● The task
Reproduce the listing below without changes, except that pictures are left out.

● Data segment
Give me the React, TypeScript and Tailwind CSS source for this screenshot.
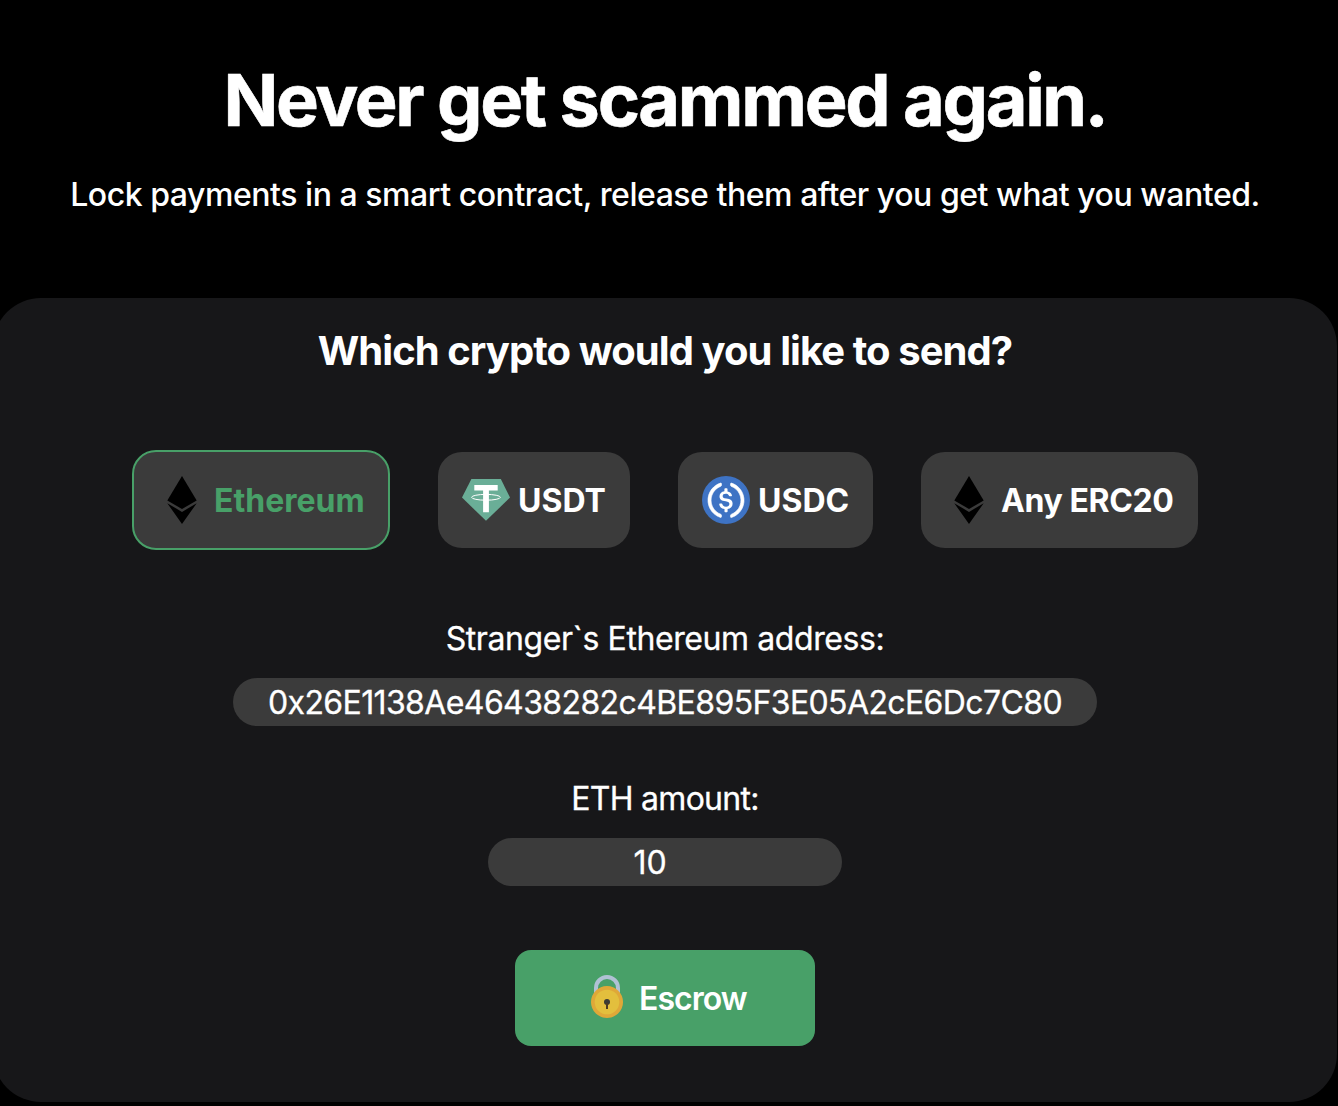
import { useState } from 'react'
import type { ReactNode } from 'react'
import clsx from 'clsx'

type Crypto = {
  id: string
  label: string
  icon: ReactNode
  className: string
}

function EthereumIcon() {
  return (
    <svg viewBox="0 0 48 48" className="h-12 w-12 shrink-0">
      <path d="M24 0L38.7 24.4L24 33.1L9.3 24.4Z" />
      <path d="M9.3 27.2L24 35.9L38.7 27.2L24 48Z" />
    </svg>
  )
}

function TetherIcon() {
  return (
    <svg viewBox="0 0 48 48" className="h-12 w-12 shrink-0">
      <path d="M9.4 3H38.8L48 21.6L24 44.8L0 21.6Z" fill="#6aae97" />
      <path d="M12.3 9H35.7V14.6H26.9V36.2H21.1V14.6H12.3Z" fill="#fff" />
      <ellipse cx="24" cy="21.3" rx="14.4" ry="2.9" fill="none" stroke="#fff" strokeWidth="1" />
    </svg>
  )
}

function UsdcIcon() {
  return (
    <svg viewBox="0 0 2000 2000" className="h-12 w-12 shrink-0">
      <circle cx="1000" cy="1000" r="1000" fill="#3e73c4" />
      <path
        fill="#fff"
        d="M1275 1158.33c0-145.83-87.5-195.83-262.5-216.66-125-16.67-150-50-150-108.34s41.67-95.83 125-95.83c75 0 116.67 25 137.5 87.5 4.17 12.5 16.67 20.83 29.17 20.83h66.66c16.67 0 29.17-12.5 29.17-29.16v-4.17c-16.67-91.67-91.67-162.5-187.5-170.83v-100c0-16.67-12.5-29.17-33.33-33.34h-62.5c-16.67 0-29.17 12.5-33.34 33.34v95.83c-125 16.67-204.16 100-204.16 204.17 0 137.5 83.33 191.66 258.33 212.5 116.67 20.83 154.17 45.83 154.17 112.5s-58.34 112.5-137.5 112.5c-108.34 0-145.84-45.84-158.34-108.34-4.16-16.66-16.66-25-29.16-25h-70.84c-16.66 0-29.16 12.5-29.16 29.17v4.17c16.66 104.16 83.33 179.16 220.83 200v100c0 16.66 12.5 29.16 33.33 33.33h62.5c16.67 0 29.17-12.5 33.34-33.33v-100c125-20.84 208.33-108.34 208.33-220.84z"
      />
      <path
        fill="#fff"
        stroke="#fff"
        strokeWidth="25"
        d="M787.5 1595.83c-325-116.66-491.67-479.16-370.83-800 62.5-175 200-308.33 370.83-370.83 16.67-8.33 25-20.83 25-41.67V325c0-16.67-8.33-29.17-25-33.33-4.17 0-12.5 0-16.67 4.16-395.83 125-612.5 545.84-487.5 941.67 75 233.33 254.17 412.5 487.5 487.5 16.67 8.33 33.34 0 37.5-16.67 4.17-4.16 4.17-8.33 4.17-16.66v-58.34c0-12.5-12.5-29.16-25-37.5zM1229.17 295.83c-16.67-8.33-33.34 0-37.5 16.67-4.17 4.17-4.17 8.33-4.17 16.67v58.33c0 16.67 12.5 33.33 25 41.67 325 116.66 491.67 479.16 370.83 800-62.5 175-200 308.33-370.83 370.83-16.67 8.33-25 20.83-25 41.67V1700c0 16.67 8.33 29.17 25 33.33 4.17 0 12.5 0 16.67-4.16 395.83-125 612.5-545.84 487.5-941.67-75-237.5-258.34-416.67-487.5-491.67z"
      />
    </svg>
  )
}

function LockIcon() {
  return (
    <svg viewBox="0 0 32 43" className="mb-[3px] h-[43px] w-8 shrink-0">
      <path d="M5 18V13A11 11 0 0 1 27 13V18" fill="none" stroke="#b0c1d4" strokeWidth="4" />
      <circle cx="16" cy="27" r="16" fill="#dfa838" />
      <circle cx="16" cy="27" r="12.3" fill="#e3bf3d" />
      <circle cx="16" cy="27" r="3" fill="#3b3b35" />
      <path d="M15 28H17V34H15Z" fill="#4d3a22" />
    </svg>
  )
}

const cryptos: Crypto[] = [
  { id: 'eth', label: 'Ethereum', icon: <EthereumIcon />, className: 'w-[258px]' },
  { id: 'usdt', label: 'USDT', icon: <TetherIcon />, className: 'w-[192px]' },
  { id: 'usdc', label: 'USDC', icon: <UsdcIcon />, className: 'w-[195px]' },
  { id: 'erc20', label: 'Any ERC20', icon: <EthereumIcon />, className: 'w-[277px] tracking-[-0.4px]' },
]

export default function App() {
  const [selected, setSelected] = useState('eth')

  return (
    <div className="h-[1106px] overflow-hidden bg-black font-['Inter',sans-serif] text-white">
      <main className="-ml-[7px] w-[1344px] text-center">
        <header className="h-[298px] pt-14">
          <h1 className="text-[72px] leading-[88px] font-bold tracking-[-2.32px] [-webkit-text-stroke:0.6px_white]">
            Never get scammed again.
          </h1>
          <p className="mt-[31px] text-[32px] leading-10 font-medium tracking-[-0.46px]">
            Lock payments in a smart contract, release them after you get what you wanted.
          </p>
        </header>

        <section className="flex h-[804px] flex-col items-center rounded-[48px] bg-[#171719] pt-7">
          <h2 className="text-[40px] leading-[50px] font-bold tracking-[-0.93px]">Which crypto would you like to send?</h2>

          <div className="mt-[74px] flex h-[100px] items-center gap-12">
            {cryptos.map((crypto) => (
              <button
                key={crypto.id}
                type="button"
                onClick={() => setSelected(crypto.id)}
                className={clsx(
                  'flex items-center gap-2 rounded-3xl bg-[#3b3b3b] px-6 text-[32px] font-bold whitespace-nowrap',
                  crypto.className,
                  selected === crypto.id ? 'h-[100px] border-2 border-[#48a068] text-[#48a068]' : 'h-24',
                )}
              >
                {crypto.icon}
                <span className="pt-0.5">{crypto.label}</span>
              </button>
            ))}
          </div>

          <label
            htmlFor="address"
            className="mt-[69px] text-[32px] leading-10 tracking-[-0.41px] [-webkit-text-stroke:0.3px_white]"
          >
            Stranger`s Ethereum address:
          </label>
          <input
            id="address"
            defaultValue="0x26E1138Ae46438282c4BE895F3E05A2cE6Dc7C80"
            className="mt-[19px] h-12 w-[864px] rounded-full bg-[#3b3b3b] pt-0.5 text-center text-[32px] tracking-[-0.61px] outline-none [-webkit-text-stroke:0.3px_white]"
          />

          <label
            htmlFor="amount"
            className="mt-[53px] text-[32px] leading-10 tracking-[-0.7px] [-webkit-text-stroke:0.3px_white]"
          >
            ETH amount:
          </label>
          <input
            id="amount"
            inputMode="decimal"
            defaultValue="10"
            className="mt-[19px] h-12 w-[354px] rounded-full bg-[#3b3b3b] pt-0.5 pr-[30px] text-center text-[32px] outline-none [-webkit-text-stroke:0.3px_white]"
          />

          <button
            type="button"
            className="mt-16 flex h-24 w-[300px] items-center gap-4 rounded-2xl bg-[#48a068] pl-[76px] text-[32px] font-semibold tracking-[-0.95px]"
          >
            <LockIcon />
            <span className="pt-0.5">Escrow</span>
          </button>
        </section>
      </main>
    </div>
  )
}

● Complete response
Give me the React, TypeScript and Tailwind CSS source for this screenshot.
import { useState } from 'react'
import type { ReactNode } from 'react'
import clsx from 'clsx'

type Crypto = {
  id: string
  label: string
  icon: ReactNode
  className: string
}

function EthereumIcon() {
  return (
    <svg viewBox="0 0 48 48" className="h-12 w-12 shrink-0">
      <path d="M24 0L38.7 24.4L24 33.1L9.3 24.4Z" />
      <path d="M9.3 27.2L24 35.9L38.7 27.2L24 48Z" />
    </svg>
  )
}

function TetherIcon() {
  return (
    <svg viewBox="0 0 48 48" className="h-12 w-12 shrink-0">
      <path d="M9.4 3H38.8L48 21.6L24 44.8L0 21.6Z" fill="#6aae97" />
      <path d="M12.3 9H35.7V14.6H26.9V36.2H21.1V14.6H12.3Z" fill="#fff" />
      <ellipse cx="24" cy="21.3" rx="14.4" ry="2.9" fill="none" stroke="#fff" strokeWidth="1" />
    </svg>
  )
}

function UsdcIcon() {
  return (
    <svg viewBox="0 0 2000 2000" className="h-12 w-12 shrink-0">
      <circle cx="1000" cy="1000" r="1000" fill="#3e73c4" />
      <path
        fill="#fff"
        d="M1275 1158.33c0-145.83-87.5-195.83-262.5-216.66-125-16.67-150-50-150-108.34s41.67-95.83 125-95.83c75 0 116.67 25 137.5 87.5 4.17 12.5 16.67 20.83 29.17 20.83h66.66c16.67 0 29.17-12.5 29.17-29.16v-4.17c-16.67-91.67-91.67-162.5-187.5-170.83v-100c0-16.67-12.5-29.17-33.33-33.34h-62.5c-16.67 0-29.17 12.5-33.34 33.34v95.83c-125 16.67-204.16 100-204.16 204.17 0 137.5 83.33 191.66 258.33 212.5 116.67 20.83 154.17 45.83 154.17 112.5s-58.34 112.5-137.5 112.5c-108.34 0-145.84-45.84-158.34-108.34-4.16-16.66-16.66-25-29.16-25h-70.84c-16.66 0-29.16 12.5-29.16 29.17v4.17c16.66 104.16 83.33 179.16 220.83 200v100c0 16.66 12.5 29.16 33.33 33.33h62.5c16.67 0 29.17-12.5 33.34-33.33v-100c125-20.84 208.33-108.34 208.33-220.84z"
      />
      <path
        fill="#fff"
        stroke="#fff"
        strokeWidth="25"
        d="M787.5 1595.83c-325-116.66-491.67-479.16-370.83-800 62.5-175 200-308.33 370.83-370.83 16.67-8.33 25-20.83 25-41.67V325c0-16.67-8.33-29.17-25-33.33-4.17 0-12.5 0-16.67 4.16-395.83 125-612.5 545.84-487.5 941.67 75 233.33 254.17 412.5 487.5 487.5 16.67 8.33 33.34 0 37.5-16.67 4.17-4.16 4.17-8.33 4.17-16.66v-58.34c0-12.5-12.5-29.16-25-37.5zM1229.17 295.83c-16.67-8.33-33.34 0-37.5 16.67-4.17 4.17-4.17 8.33-4.17 16.67v58.33c0 16.67 12.5 33.33 25 41.67 325 116.66 491.67 479.16 370.83 800-62.5 175-200 308.33-370.83 370.83-16.67 8.33-25 20.83-25 41.67V1700c0 16.67 8.33 29.17 25 33.33 4.17 0 12.5 0 16.67-4.16 395.83-125 612.5-545.84 487.5-941.67-75-237.5-258.34-416.67-487.5-491.67z"
      />
    </svg>
  )
}

function LockIcon() {
  return (
    <svg viewBox="0 0 32 43" className="mb-[3px] h-[43px] w-8 shrink-0">
      <path d="M5 18V13A11 11 0 0 1 27 13V18" fill="none" stroke="#b0c1d4" strokeWidth="4" />
      <circle cx="16" cy="27" r="16" fill="#dfa838" />
      <circle cx="16" cy="27" r="12.3" fill="#e3bf3d" />
      <circle cx="16" cy="27" r="3" fill="#3b3b35" />
      <path d="M15 28H17V34H15Z" fill="#4d3a22" />
    </svg>
  )
}

const cryptos: Crypto[] = [
  { id: 'eth', label: 'Ethereum', icon: <EthereumIcon />, className: 'w-[258px]' },
  { id: 'usdt', label: 'USDT', icon: <TetherIcon />, className: 'w-[192px]' },
  { id: 'usdc', label: 'USDC', icon: <UsdcIcon />, className: 'w-[195px]' },
  { id: 'erc20', label: 'Any ERC20', icon: <EthereumIcon />, className: 'w-[277px] tracking-[-0.4px]' },
]

export default function App() {
  const [selected, setSelected] = useState('eth')

  return (
    <div className="h-[1106px] overflow-hidden bg-black font-['Inter',sans-serif] text-white">
      <main className="-ml-[7px] w-[1344px] text-center">
        <header className="h-[298px] pt-14">
          <h1 className="text-[72px] leading-[88px] font-bold tracking-[-2.32px] [-webkit-text-stroke:0.6px_white]">
            Never get scammed again.
          </h1>
          <p className="mt-[31px] text-[32px] leading-10 font-medium tracking-[-0.46px]">
            Lock payments in a smart contract, release them after you get what you wanted.
          </p>
        </header>

        <section className="flex h-[804px] flex-col items-center rounded-[48px] bg-[#171719] pt-7">
          <h2 className="text-[40px] leading-[50px] font-bold tracking-[-0.93px]">Which crypto would you like to send?</h2>

          <div className="mt-[74px] flex h-[100px] items-center gap-12">
            {cryptos.map((crypto) => (
              <button
                key={crypto.id}
                type="button"
                onClick={() => setSelected(crypto.id)}
                className={clsx(
                  'flex items-center gap-2 rounded-3xl bg-[#3b3b3b] px-6 text-[32px] font-bold whitespace-nowrap',
                  crypto.className,
                  selected === crypto.id ? 'h-[100px] border-2 border-[#48a068] text-[#48a068]' : 'h-24',
                )}
              >
                {crypto.icon}
                <span className="pt-0.5">{crypto.label}</span>
              </button>
            ))}
          </div>

          <label
            htmlFor="address"
            className="mt-[69px] text-[32px] leading-10 tracking-[-0.41px] [-webkit-text-stroke:0.3px_white]"
          >
            Stranger`s Ethereum address:
          </label>
          <input
            id="address"
            defaultValue="0x26E1138Ae46438282c4BE895F3E05A2cE6Dc7C80"
            className="mt-[19px] h-12 w-[864px] rounded-full bg-[#3b3b3b] pt-0.5 text-center text-[32px] tracking-[-0.61px] outline-none [-webkit-text-stroke:0.3px_white]"
          />

          <label
            htmlFor="amount"
            className="mt-[53px] text-[32px] leading-10 tracking-[-0.7px] [-webkit-text-stroke:0.3px_white]"
          >
            ETH amount:
          </label>
          <input
            id="amount"
            inputMode="decimal"
            defaultValue="10"
            className="mt-[19px] h-12 w-[354px] rounded-full bg-[#3b3b3b] pt-0.5 pr-[30px] text-center text-[32px] outline-none [-webkit-text-stroke:0.3px_white]"
          />

          <button
            type="button"
            className="mt-16 flex h-24 w-[300px] items-center gap-4 rounded-2xl bg-[#48a068] pl-[76px] text-[32px] font-semibold tracking-[-0.95px]"
          >
            <LockIcon />
            <span className="pt-0.5">Escrow</span>
          </button>
        </section>
      </main>
    </div>
  )
}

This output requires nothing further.